Nous entrons chez Indigo vers 7 heures du soir. En achetant nos livres ce matin, c’est un « bracelet d’or » que nous avons obtenus, il faut le répéter : ce bout de papier qui entoure nos poignets est fait de l’or des idoles, un insigne éminemment précieux, la voix d’accès au sublime. Les règles sont claires : on ne peut demander qu’à faire signer des livres, il est interdit de demander une signature personnalisée à l’illustre main de l’artiste, et si photos il doit y avoir, il doit s’agir de photos prises « sur le vif », sans demander le temps d’une pose. « Est-ce que je peux entendre toutes celles qui ont réussi à avoir un bracelet d’or pour rencontrer James ? » demande l’organisateur de l’événement. Le cri de jubilation qui jaillit alors est aigu, strident et sauvage. À cet instant on est en train de lancer des bonbons à la foule pour la distraire du fait que l’écrivain a beau être très sexy, il n’est guère ponctuel. 40 minutes de retard. Pour occuper la foule impatiente et dangereusement à l’orée du délire, l’organisateur s’écrie « on va chanter son nom, peut-être que si y’est dans le building y va vous entendre ». Néanmoins, je ne crie pas : « Franco ! Franco ! », non merci. Mon enthousiasme s’arrête là où commence la clameur de noms de dictateurs.

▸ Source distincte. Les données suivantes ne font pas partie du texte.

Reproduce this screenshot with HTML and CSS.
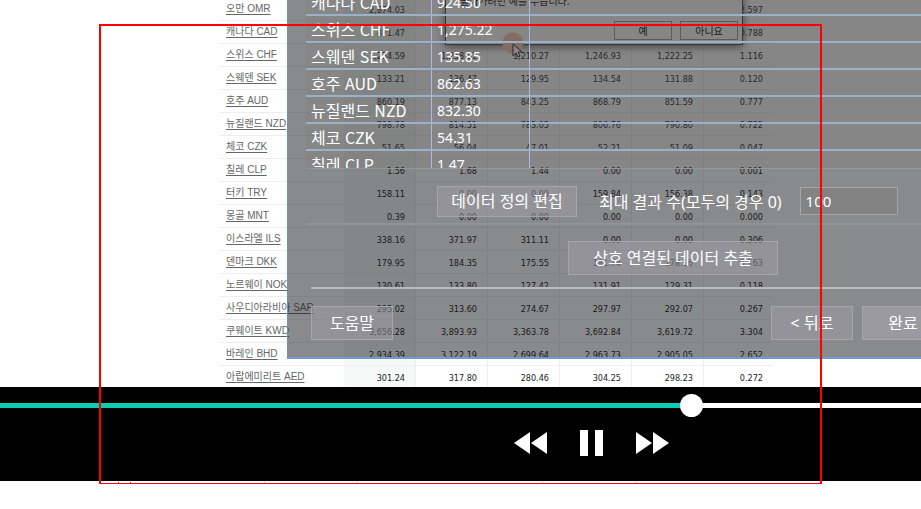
FILE: index.html
```html
<!DOCTYPE html>
<html lang="ko">
<head>
<meta charset="utf-8">
<title>환율 데이터</title>
<link rel="stylesheet" href="styles.css">
</head>
<body>
<main class="video">
  <section class="stage">
    <table class="rates">
      <tbody>
        <tr><th><a href="#">오만 OMR</a></th><td>2,874.03</td><td></td><td></td><td></td><td></td><td>2.597</td></tr>
        <tr><th><a href="#">캐나다 CAD</a></th><td>871.47</td><td></td><td></td><td></td><td></td><td>0.788</td></tr>
        <tr><th><a href="#">스위스 CHF</a></th><td>1,234.59</td><td>1,258.91</td><td>1,210.27</td><td>1,246.93</td><td>1,222.25</td><td>1.116</td></tr>
        <tr><th><a href="#">스웨덴 SEK</a></th><td>133.21</td><td>136.47</td><td>129.95</td><td>134.54</td><td>131.88</td><td>0.120</td></tr>
        <tr><th><a href="#">호주 AUD</a></th><td>860.19</td><td>877.13</td><td>843.25</td><td>868.79</td><td>851.59</td><td>0.777</td></tr>
        <tr><th><a href="#">뉴질랜드 NZD</a></th><td>798.78</td><td>814.51</td><td>783.05</td><td>806.76</td><td>790.80</td><td>0.722</td></tr>
        <tr><th><a href="#">체코 CZK</a></th><td>51.65</td><td>56.04</td><td>47.01</td><td>52.21</td><td>51.09</td><td>0.047</td></tr>
        <tr><th><a href="#">칠레 CLP</a></th><td>1.56</td><td>1.68</td><td>1.44</td><td>0.00</td><td>0.00</td><td>0.001</td></tr>
        <tr><th><a href="#">터키 TRY</a></th><td>158.11</td><td>0.00</td><td>0.00</td><td>159.84</td><td>156.38</td><td>0.143</td></tr>
        <tr><th><a href="#">몽골 MNT</a></th><td>0.39</td><td>0.00</td><td>0.00</td><td>0.00</td><td>0.00</td><td>0.000</td></tr>
        <tr><th><a href="#">이스라엘 ILS</a></th><td>338.16</td><td>371.97</td><td>311.11</td><td>0.00</td><td>0.00</td><td>0.306</td></tr>
        <tr><th><a href="#">덴마크 DKK</a></th><td>179.95</td><td>184.35</td><td>175.55</td><td>181.74</td><td>178.16</td><td>0.163</td></tr>
        <tr><th><a href="#">노르웨이 NOK</a></th><td>130.61</td><td>133.80</td><td>127.42</td><td>131.91</td><td>129.31</td><td>0.118</td></tr>
        <tr><th><a href="#">사우디아라비아 SAR</a></th><td>295.02</td><td>313.60</td><td>274.67</td><td>297.97</td><td>292.07</td><td>0.267</td></tr>
        <tr><th><a href="#">쿠웨이트 KWD</a></th><td>3,656.28</td><td>3,893.93</td><td>3,363.78</td><td>3,692.84</td><td>3,619.72</td><td>3.304</td></tr>
        <tr><th><a href="#">바레인 BHD</a></th><td>2,934.39</td><td>3,122.19</td><td>2,699.64</td><td>2,963.73</td><td>2,905.05</td><td>2.652</td></tr>
        <tr><th><a href="#">아랍에미리트 AED</a></th><td>301.24</td><td>317.80</td><td>280.46</td><td>304.25</td><td>298.23</td><td>0.272</td></tr>
      </tbody>
    </table>

    <div class="prompt">
      <p>돌아가려면 예를 누릅니다.</p>
      <div class="prompt-actions">
        <button type="button">예</button>
        <button type="button">아니요</button>
      </div>
    </div>
    <svg class="pointer" viewBox="0 0 24 26" aria-hidden="true">
      <circle cx="11" cy="11" r="10.500" fill="#f7c4ab"/>
      <path d="M11 12v12l3-3 2 4 2-1-2-4h4z" fill="#fff" stroke="#222" stroke-width="1"/>
    </svg>

    <div class="wizard">
      <div class="preview">
        <table>
          <tbody>
            <tr><td>캐나다 CAD</td><td>924.50</td><td></td></tr>
            <tr><td>스위스 CHF</td><td>1,275.22</td><td></td></tr>
            <tr><td>스웨덴 SEK</td><td>135.85</td><td></td></tr>
            <tr><td>호주 AUD</td><td>862.63</td><td></td></tr>
            <tr><td>뉴질랜드 NZD</td><td>832.30</td><td></td></tr>
            <tr><td>체코 CZK</td><td>54.31</td><td></td></tr>
            <tr><td>칠레 CLP</td><td>1.47</td><td></td></tr>
          </tbody>
        </table>
      </div>
      <div class="options">
        <button type="button" class="btn">데이터 정의 편집</button>
        <label for="limit">최대 결과 수(모두의 경우 0)</label>
        <input id="limit" type="text" value="100">
      </div>
      <div class="extract">
        <button type="button" class="btn">상호 연결된 데이터 추출</button>
      </div>
      <div class="footer">
        <button type="button" class="btn">도움말</button>
        <div class="nav">
          <button type="button" class="btn">&lt; 뒤로</button>
          <button type="button" class="btn primary">완료</button>
        </div>
      </div>
    </div>
  </section>

  <section class="player">
    <input class="seek" type="range" min="0" max="1000" value="757" aria-label="재생 위치">
    <div class="controls">
      <button type="button" aria-label="되감기"><svg width="34" height="28" viewBox="0 0 34 28"><path d="M0 14 16 3v22zM17 14 33 3v22z"/></svg></button>
      <button type="button" aria-label="일시정지"><svg width="34" height="28" viewBox="0 0 34 28"><path d="M5 1h8v26H5zM20 1h8v26h-8z"/></svg></button>
      <button type="button" aria-label="빨리감기"><svg width="34" height="28" viewBox="0 0 34 28"><path d="M16 14 0 3v22zM33 14 17 3v22z"/></svg></button>
    </div>
  </section>
  <svg class="remnant" width="921" height="3" viewBox="0 0 921 3" aria-hidden="true">
    <path d="M118 1h1v2h-1zM130 1h1v2h-1z" fill="#444"/>
    <path d="M264 0h1v3h-1zM357 0h1v3h-1zM542 0h1v3h-1zM636 0h1v3h-1z" fill="#ddd"/>
  </svg>
  <div class="selection"></div>
</main>
</body>
</html>
```
FILE: styles.css
```css
* { box-sizing: border-box; }

body {
  margin: 0;
  background: #fff;
  font-family: "Noto Sans", "Noto Sans CJK KR", sans-serif;
}

button, input { font: inherit; margin: 0; }

.video { position: relative; overflow: hidden; padding-bottom: 25px; }

.stage {
  position: relative;
  overflow: hidden;
  background: #fff;
}

/* exchange rate list */
.rates {
  margin: -2px 0 -2px 219px;
  width: 553px;
  table-layout: fixed;
  border-collapse: separate;
  border-spacing: 0;
}

.rates th, .rates td {
  height: 23px;
  border-bottom: 1px solid #eee;
  white-space: nowrap;
}

.rates th {
  width: 125px;
  padding: 0 0 0 7px;
  text-align: left;
  font: 10px/20px "Liberation Sans", "Noto Sans CJK KR", sans-serif;
}

.rates a {
  color: #666;
  text-decoration: underline;
  text-underline-offset: 2px;
}

.rates td {
  width: 72px;
  padding: 2px 10px 0 0;
  border-right: 1px solid #eee;
  text-align: right;
  color: #222;
  font: 9px/20px "DejaVu Sans Condensed", "DejaVu Sans", sans-serif;
}

.rates td:nth-child(2) { background: #f5f9f7; }
.rates td:last-child { width: 68px; padding-right: 9px; border-right: 0; }

/* confirmation prompt beneath the wizard */
.prompt {
  position: absolute;
  left: 445px;
  top: -9px;
  width: 298px;
  padding: 0 4px 4px 14px;
  border: 1px solid #444;
  background: #fff;
  box-shadow: 0 2px 8px rgba(0, 0, 0, .6);
  font: 10px/18px "Noto Sans CJK KR", sans-serif;
  color: #111;
}

.prompt p { margin: 0 0 11px; }

.prompt-actions { display: flex; justify-content: flex-end; gap: 8px; }

.prompt-actions button {
  width: 58px;
  height: 19px;
  padding: 0;
  border: 1px solid #999;
  background: #fff;
  line-height: 15px;
}

.pointer {
  position: absolute;
  left: 502px;
  top: 32px;
  width: 24px;
  height: 26px;
}

/* translucent wizard window */
.wizard {
  position: absolute;
  left: 287px;
  right: 0;
  top: 0;
  overflow: hidden;
  padding-left: 18px;
  border-left: 1px solid #6f8fb5;
  border-bottom: 2px solid #6f9bd0;
  background: rgba(20, 22, 25, .5);
  background-clip: padding-box;
  color: #fff;
  font-size: 16px;
}

.preview {
  height: 169px;
  overflow: hidden;
  background: rgba(120, 115, 110, .15);
  border-bottom: 1px solid #949698;
}

.preview table {
  width: 100%;
  margin-top: -11px;
  table-layout: fixed;
  border-collapse: separate;
  border-spacing: 0;
}

.preview td {
  height: 27px;
  padding: 2px 0 0 5px;
  border-bottom: 2px solid #9bb1c9;
  border-right: 1px solid #a9bed6;
  font-size: 15px;
  line-height: 23px;
  white-space: nowrap;
}

.preview td:nth-child(1) { width: 126px; font-family: "Noto Sans CJK KR", sans-serif; font-size: 16px; }
.preview td:nth-child(2) { width: 98px; font-size: 14px; }
.preview td:nth-child(3) { border-right: 0; }

.options {
  display: flex;
  align-items: center;
  height: 56px;
  padding: 10px 0 0 131px;
  border-bottom: 2px solid #929496;
  white-space: nowrap;
}

.options label { margin: 0 18px 0 22px; }

.options input {
  width: 98px;
  height: 28px;
  padding: 0 5px;
  border: 1px solid #a5a5a8;
  background: #848383;
  color: #fff;
  font-size: 15px;
}

.btn {
  height: 34px;
  padding: 0;
  border: 1px solid #a6a5a9;
  background: rgba(160, 155, 168, .5);
  color: #fff;
  line-height: 32px;
  white-space: nowrap;
}

.options .btn { width: 140px; height: 31px; line-height: 29px; flex: none; }

.extract {
  padding: 16px 0 12px 262px;
}

.extract .btn { display: block; width: 210px; }

.footer {
  display: flex;
  justify-content: space-between;
  margin-left: 5px;
  padding: 17px 0;
  border-top: 2px solid #b8babc;
}

.footer .btn { width: 82px; flex: none; }

.nav { display: flex; gap: 9px; margin-right: -23px; }

.footer .primary { background: #9c9aa1; }

/* playback bar */
.player {
  height: 94px;
  padding-top: 6px;
  background: #000;
}

.seek {
  display: block;
  width: 100%;
  height: 24px;
  appearance: none;
  background: linear-gradient(to right, #0ccbae 75%, #fff 75%) center / 100% 5px no-repeat;
}

.seek::-webkit-slider-thumb {
  appearance: none;
  width: 23px;
  height: 23px;
  border-radius: 50%;
  background: #fff;
}

.controls {
  display: flex;
  justify-content: center;
  gap: 27px;
  margin-top: 12px;
  padding-left: 262px;
}

.controls button {
  display: block;
  padding: 0;
  border: 0;
  background: none;
}

.controls svg { display: block; fill: #fff; }

.remnant { display: block; }

/* highlighted capture region */
.selection {
  position: absolute;
  left: 99px;
  top: 24px;
  width: 723px;
  height: 460px;
  border: 2px solid #f00;
  border-bottom-width: 1px;
  pointer-events: none;
}
```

Puis, l’Artiste fait finalement son entrée ; les hauts-parleurs de la librairie entament une musique triomphale. D’un geste unanime la foule tend les bras vers le ciel ‑une armée d’iPhones- comme dans un étrange salut destiné à capturer le célèbre visage. La nuée de brebis trépigne et crie de la joie d’apercevoir, un bras, un morceau de visage, une portion du dos de son valeureux berger. L’oraison de ce dernier sera brève et concise : « Good evening guys. Let’s sign some books », puis il s’installe à sa table, ajourné du halo des projecteurs adroitement installés autour de lui.
Ce n’est même pas nous qui tendons les livres à l’auteur, un employé arrache les livres au gens dans la file, le tourne à la page adéquate puis le tend à un autre employé qui les glisse un à la suite de l’autre sur la table où est installé l’acteur. Un troisième s’affaire à pousser les gens jusqu’à devant la table, et un quatrième à les écarter une fois l’acte de la signature accompli.
Mon tour arrive enfin. James Franco prend le livre, me regarde et me dit : « How’s it going ? » Magie. Mon Dieu, moi aussi je t’aime James. Parce que c’est évidemment ce qu’il a voulu dire par sa question. Je reste muette, figée ; tout au long de ce périple qui m’a conduite vers ce moment précis, il ne m’est jamais venu en tête de préparer une réponse à une telle question. « How’s it going ?», c’est trop difficile, que dire ? Quelle réplique serait plus propice à lui révéler ma fabuleuse personnalité, mon charme et mon sens de l’humour et qui résultera ultimement en une demande en mariage ? Oh Franco, voilà que devant toi, mon magnifique Graal, je suis muette telle Perceval au château du Roi pêcheur. Je dois me contenter de sourire ; James Franco me sourit aussi. Mon Dieu, nous aurons donc beaucoup d’enfants. Il se souviendra de mon sourire pour le restant de ses jours, ce sourire timide et éclatant dans lequel j’aurai mis toute ma fabuleuse personnalité, mon charme et mon sens de l’humour. Nous voilà éternels et si spéciaux, James et moi, c’est un beau roman, c’est une belle histoire… Et on me pousse pour laisser passer la chanceuse suivante.
Expulsée du paradis, je descends les escaliers du Indigo, un peu sonnée du peu qu’il me reste de mes efforts : un étrange gribouillis sur les pages d’un livre qui m’a couté 33 dollars et que je n’ai aucune envie de lire. D’autres filles descendent à ma suite, en poussant des cris de joie, l’ouvrage pressé contre leur cœur. Je me demande qui jouait le rôle de l’animal dans cet étrange zoo médiatique, encadré des barreaux immuables séparant la foule de la célébrité. On nous a vendu du rêve, un rêve sexy, retardataire et peu loquace, traçant des signes sur du papier et des fantasmes exaltés dans l’esprit de ses admirateurs.